Goal of the exercise: Set every record down verbatim and omit the pictures.

Some records:

######

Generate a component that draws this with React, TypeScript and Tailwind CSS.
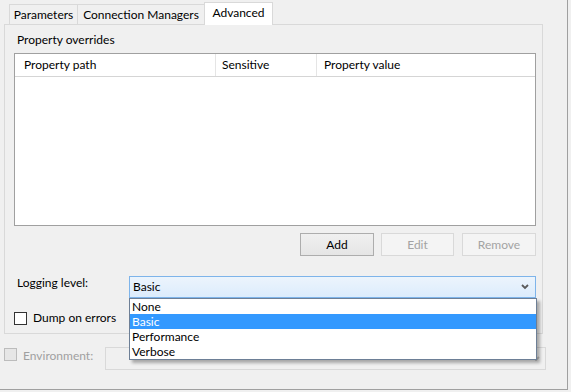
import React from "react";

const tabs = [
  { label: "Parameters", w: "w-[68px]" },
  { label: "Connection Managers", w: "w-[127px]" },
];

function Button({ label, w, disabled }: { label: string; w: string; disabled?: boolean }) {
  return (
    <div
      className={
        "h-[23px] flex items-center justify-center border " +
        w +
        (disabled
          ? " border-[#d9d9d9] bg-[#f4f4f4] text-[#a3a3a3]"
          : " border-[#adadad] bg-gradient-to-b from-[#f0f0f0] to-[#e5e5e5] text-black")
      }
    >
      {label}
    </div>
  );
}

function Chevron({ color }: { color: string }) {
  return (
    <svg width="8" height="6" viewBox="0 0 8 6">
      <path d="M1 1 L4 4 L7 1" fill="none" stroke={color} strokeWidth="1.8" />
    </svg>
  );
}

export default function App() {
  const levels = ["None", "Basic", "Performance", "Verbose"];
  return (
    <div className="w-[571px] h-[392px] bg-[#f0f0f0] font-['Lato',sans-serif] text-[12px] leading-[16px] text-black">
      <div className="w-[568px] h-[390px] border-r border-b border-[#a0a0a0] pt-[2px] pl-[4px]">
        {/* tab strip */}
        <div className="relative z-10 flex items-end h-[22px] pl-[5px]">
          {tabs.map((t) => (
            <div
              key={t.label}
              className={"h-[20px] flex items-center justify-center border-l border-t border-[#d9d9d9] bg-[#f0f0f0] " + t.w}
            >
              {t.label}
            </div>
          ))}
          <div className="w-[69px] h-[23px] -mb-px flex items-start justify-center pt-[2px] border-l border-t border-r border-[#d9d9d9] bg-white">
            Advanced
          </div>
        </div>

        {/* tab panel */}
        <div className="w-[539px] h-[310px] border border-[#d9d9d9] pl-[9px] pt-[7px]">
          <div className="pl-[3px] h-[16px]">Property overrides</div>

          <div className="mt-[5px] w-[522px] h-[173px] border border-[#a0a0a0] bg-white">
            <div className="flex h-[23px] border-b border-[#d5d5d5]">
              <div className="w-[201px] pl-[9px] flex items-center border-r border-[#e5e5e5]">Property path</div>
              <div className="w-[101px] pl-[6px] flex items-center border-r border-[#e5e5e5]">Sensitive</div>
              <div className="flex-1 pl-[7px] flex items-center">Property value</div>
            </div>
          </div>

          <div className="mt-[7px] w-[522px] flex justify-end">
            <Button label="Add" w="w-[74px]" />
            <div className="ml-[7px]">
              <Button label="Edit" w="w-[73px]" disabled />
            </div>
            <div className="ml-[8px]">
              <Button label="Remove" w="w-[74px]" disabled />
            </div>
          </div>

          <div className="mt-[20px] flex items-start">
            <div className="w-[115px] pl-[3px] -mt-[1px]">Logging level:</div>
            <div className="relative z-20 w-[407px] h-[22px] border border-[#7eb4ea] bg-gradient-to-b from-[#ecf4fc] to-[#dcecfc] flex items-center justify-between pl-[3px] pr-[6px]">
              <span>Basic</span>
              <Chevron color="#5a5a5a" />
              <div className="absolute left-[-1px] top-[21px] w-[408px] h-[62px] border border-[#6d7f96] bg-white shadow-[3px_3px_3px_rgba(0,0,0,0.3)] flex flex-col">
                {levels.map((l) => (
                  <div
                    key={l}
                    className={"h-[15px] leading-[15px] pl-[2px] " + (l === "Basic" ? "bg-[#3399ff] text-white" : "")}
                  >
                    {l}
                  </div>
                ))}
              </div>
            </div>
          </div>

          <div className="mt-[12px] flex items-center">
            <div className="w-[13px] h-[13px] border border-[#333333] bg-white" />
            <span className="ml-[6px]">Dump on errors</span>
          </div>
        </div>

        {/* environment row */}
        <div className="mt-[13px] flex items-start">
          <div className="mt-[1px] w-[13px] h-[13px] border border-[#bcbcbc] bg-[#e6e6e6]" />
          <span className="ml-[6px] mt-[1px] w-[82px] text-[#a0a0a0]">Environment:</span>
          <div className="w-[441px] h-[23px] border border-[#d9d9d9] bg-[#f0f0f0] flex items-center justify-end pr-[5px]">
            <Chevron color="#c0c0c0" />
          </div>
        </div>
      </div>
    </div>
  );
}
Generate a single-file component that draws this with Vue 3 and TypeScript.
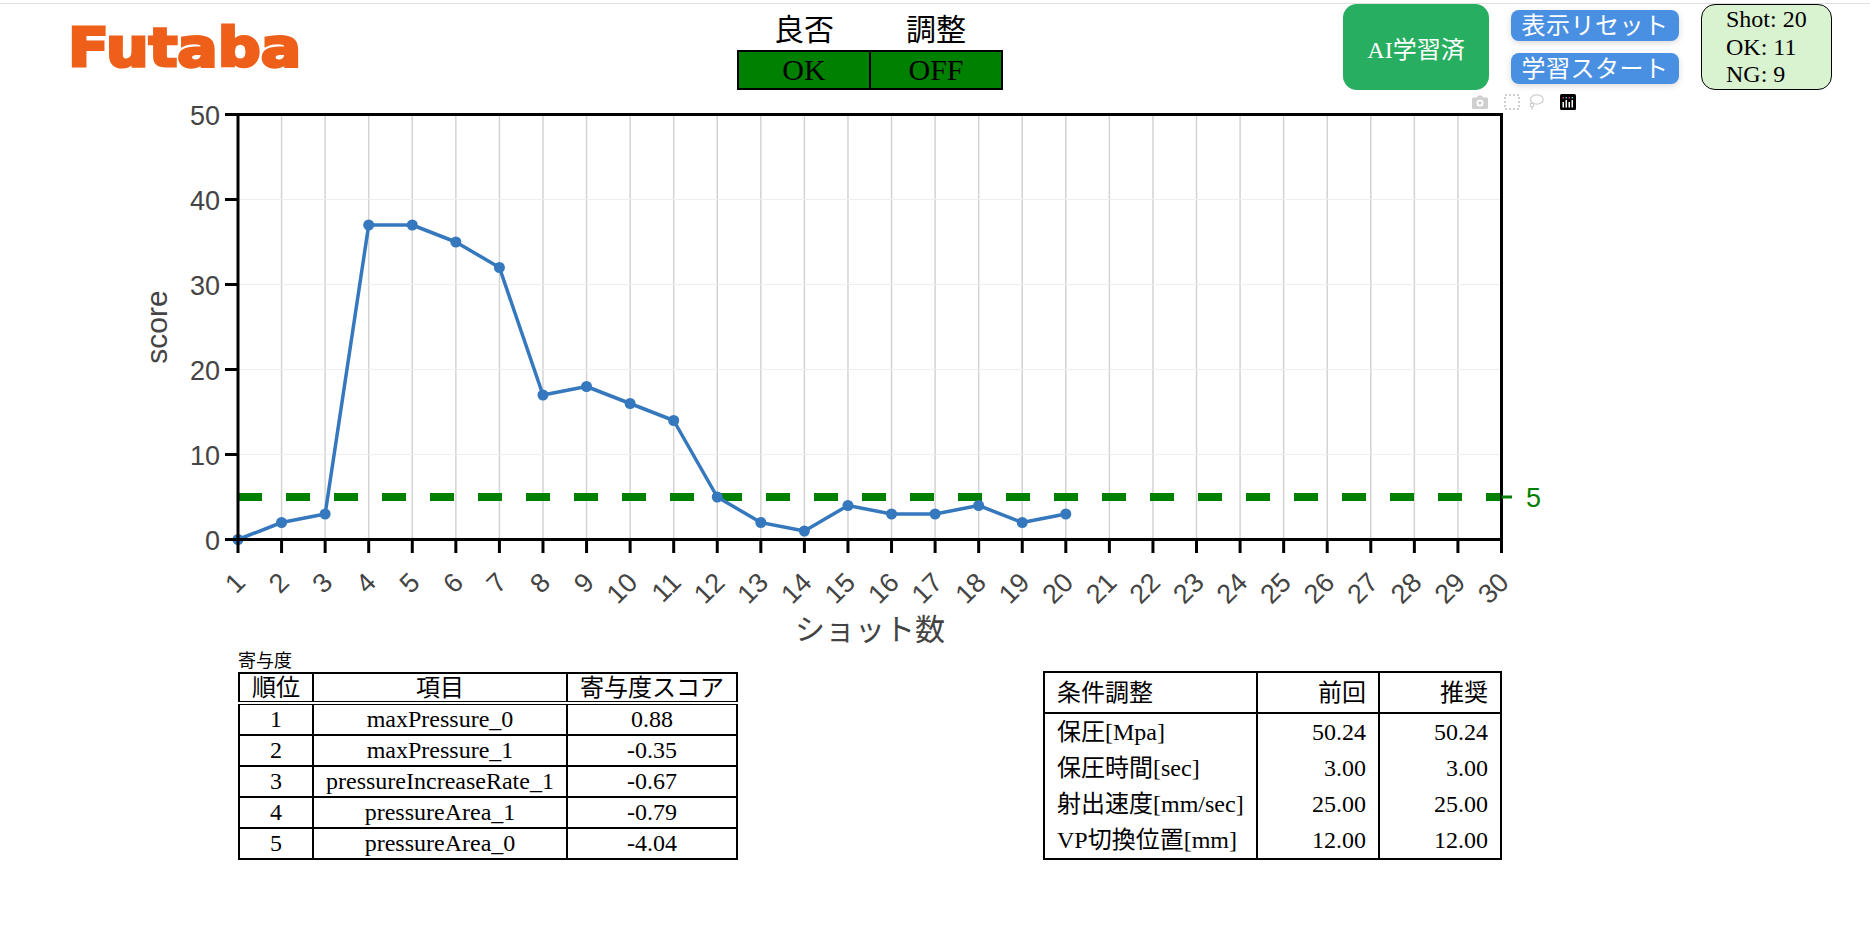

######

Full answer:
Generate a component that draws this with React, TypeScript and Tailwind CSS.
import React from "react";

const tabs = [
  { label: "Parameters", w: "w-[68px]" },
  { label: "Connection Managers", w: "w-[127px]" },
];

function Button({ label, w, disabled }: { label: string; w: string; disabled?: boolean }) {
  return (
    <div
      className={
        "h-[23px] flex items-center justify-center border " +
        w +
        (disabled
          ? " border-[#d9d9d9] bg-[#f4f4f4] text-[#a3a3a3]"
          : " border-[#adadad] bg-gradient-to-b from-[#f0f0f0] to-[#e5e5e5] text-black")
      }
    >
      {label}
    </div>
  );
}

function Chevron({ color }: { color: string }) {
  return (
    <svg width="8" height="6" viewBox="0 0 8 6">
      <path d="M1 1 L4 4 L7 1" fill="none" stroke={color} strokeWidth="1.8" />
    </svg>
  );
}

export default function App() {
  const levels = ["None", "Basic", "Performance", "Verbose"];
  return (
    <div className="w-[571px] h-[392px] bg-[#f0f0f0] font-['Lato',sans-serif] text-[12px] leading-[16px] text-black">
      <div className="w-[568px] h-[390px] border-r border-b border-[#a0a0a0] pt-[2px] pl-[4px]">
        {/* tab strip */}
        <div className="relative z-10 flex items-end h-[22px] pl-[5px]">
          {tabs.map((t) => (
            <div
              key={t.label}
              className={"h-[20px] flex items-center justify-center border-l border-t border-[#d9d9d9] bg-[#f0f0f0] " + t.w}
            >
              {t.label}
            </div>
          ))}
          <div className="w-[69px] h-[23px] -mb-px flex items-start justify-center pt-[2px] border-l border-t border-r border-[#d9d9d9] bg-white">
            Advanced
          </div>
        </div>

        {/* tab panel */}
        <div className="w-[539px] h-[310px] border border-[#d9d9d9] pl-[9px] pt-[7px]">
          <div className="pl-[3px] h-[16px]">Property overrides</div>

          <div className="mt-[5px] w-[522px] h-[173px] border border-[#a0a0a0] bg-white">
            <div className="flex h-[23px] border-b border-[#d5d5d5]">
              <div className="w-[201px] pl-[9px] flex items-center border-r border-[#e5e5e5]">Property path</div>
              <div className="w-[101px] pl-[6px] flex items-center border-r border-[#e5e5e5]">Sensitive</div>
              <div className="flex-1 pl-[7px] flex items-center">Property value</div>
            </div>
          </div>

          <div className="mt-[7px] w-[522px] flex justify-end">
            <Button label="Add" w="w-[74px]" />
            <div className="ml-[7px]">
              <Button label="Edit" w="w-[73px]" disabled />
            </div>
            <div className="ml-[8px]">
              <Button label="Remove" w="w-[74px]" disabled />
            </div>
          </div>

          <div className="mt-[20px] flex items-start">
            <div className="w-[115px] pl-[3px] -mt-[1px]">Logging level:</div>
            <div className="relative z-20 w-[407px] h-[22px] border border-[#7eb4ea] bg-gradient-to-b from-[#ecf4fc] to-[#dcecfc] flex items-center justify-between pl-[3px] pr-[6px]">
              <span>Basic</span>
              <Chevron color="#5a5a5a" />
              <div className="absolute left-[-1px] top-[21px] w-[408px] h-[62px] border border-[#6d7f96] bg-white shadow-[3px_3px_3px_rgba(0,0,0,0.3)] flex flex-col">
                {levels.map((l) => (
                  <div
                    key={l}
                    className={"h-[15px] leading-[15px] pl-[2px] " + (l === "Basic" ? "bg-[#3399ff] text-white" : "")}
                  >
                    {l}
                  </div>
                ))}
              </div>
            </div>
          </div>

          <div className="mt-[12px] flex items-center">
            <div className="w-[13px] h-[13px] border border-[#333333] bg-white" />
            <span className="ml-[6px]">Dump on errors</span>
          </div>
        </div>

        {/* environment row */}
        <div className="mt-[13px] flex items-start">
          <div className="mt-[1px] w-[13px] h-[13px] border border-[#bcbcbc] bg-[#e6e6e6]" />
          <span className="ml-[6px] mt-[1px] w-[82px] text-[#a0a0a0]">Environment:</span>
          <div className="w-[441px] h-[23px] border border-[#d9d9d9] bg-[#f0f0f0] flex items-center justify-end pr-[5px]">
            <Chevron color="#c0c0c0" />
          </div>
        </div>
      </div>
    </div>
  );
}
Generate a single-file component that draws this with Vue 3 and TypeScript.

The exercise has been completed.